Disney had gone this route before, (Emperor’s New Groove), and after, (Meet the Robinsons), but there is just something about their work that goes beyond the jokes. For me, Madagascar feels like a showcase for comedians and it’s at the detriment to an already flimsy plot that goes nowhere. Ben Stiller (Alex the lion) and Chris Rock (Marty the zebra) are great in their lead roles as best friend zoo residents who’ve yet to understand they’re mortal enemies in the wild, but they don’t have much besides memorable oneliners. Throw in Sacha Baron Cohen‘s antics—an early version of his The Dictator persona—Andy Richter‘s overly cutesy shtick as Mort, and the brilliant vocal styling of Conrad Vernon and Tom McGrath and you’ve got a line-up ripe for laughs inside a vehicle that doesn’t care about becoming more.
It’s a shame too because the film starts off nicely. We meet Alex and Marty on the latter’s tenth birthday as the zebra begins to lament his dead-end existence. Wanting to be free, he wishes to escape captivity like a quartet of militant penguins—the film’s best part—and finds his way to Grand Central Station as result. But before Alex, Melman the giraffe (a neurotic David Schwimmer in his element), and Gloria the hippo (Jada Pinkett Smith) incite a giant public safety issue that eventually lands them in wooden crates headed for Kenya, writers Eric Darnell, McGrath, Mark Burton, and Billy Frolick succeed in creating a brilliant dynamic between animal and people. Frightened by concepts of existentialism and always in conversation with each other, the four-legged creatures’ eloquent attempts at engaging humanity become growls and roars beyond our ears’ comprehension.
It’s okay though because they play their part. Alex thinks he’s a star and basks in the glory of his fans; Gloria traipses around her aquarium tank like a mermaid; and the penguins keep up a knowing façade despite acknowledging the ruse of their imprisonment. Vernon’s Mason the monkey is a fantastic bit of comedy with an air of aristocracy to juxtapose his penchant for poo-flinging and Melman goes through life crippled by hypochondria and a love for the MRI. Their collision course with a willing audience is perfect fodder for an inventive satire to help kids relate to feelings of helplessness and insecurity through entertainingly personified beasts they all love. But besides a couple easy laughs at their interactions—Alex calling the police on a pay phone is my favorite—all potential evaporates once they wash ashore onto the titular island.
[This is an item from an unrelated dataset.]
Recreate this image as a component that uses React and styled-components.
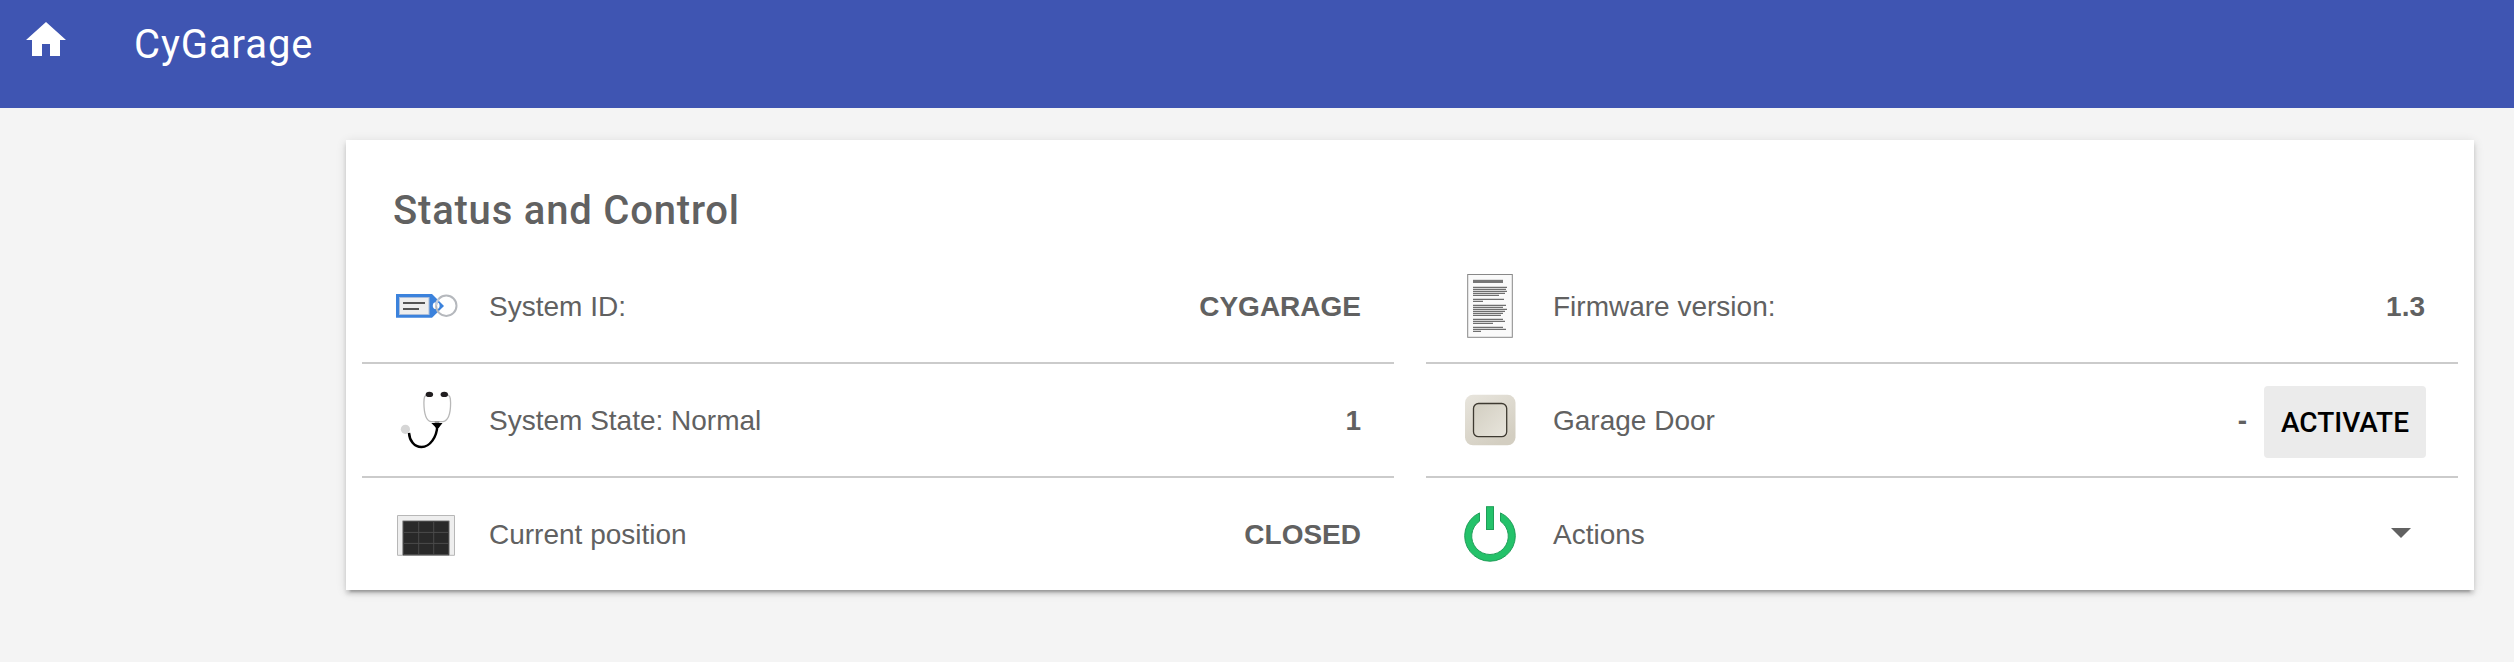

From here the film devolves into a lame series of gags pitting Marty and Alex against each other after the lion’s desire for red meat turns every living creature into a walking steak. Humans are no longer a part of the equation and the story hurts as a result since it becomes yet another fully contained world of animals without a desire to show their place in the grand scheme of life. The ingenuity of its opening thirty minutes is forgotten and its shortcomings are exposed once Cohen’s King Julien XIII enters at the top of an indigenous lemur community ravaged by the villainous fossas who do nothing but serve as a means to make Alex the hero audiences clamor for in a movie like this.
Cohen is certifiably insane in a kooky way and although his rendition of “I Like to Move It” is enjoyed by all ages, his character is completely unnecessary besides serving as more comic relief in a film overflowing with it. Considering nothing really happens from start to finish to show character growth or accomplishment against adversity since the animals feel lost in prison and more so in the wild—they were also close friends at the start and remain so at the end—Madagascar simply becomes a means to let its actors have fun. In this respect I applaud the filmmakers as I laughed a lot and admittedly kept a smile on my face for the duration despite my total disinterest in the plot. The film made a boatload of money and proved success isn’t limited to a Pixar-caliber script.
I was happy watching Stiller, Schwimmer, Rock, and Smith go over-the-top and zany and was more than willing to continuously wait for penguins Skipper, Kowalski, Private, and Rico to come back onscreen. These monochromatic birds are a blast with disparate personalities and constant slapstick whacks, almost making up for the film’s utter lack of substance due to the simple fact they were unleashed upon our pop culture lexicon. With a nicely stylized angular animation aesthetic and characters that can’t help but be adorably cute and instant favorites in any child’s mind, Dreamworks shows how toeing the line of obnoxiousness with broad comedy sometimes can sustain a brisk 86-minute adventure. Unfortunately, the result is not a great movie—just an entertaining string of humorous sketches.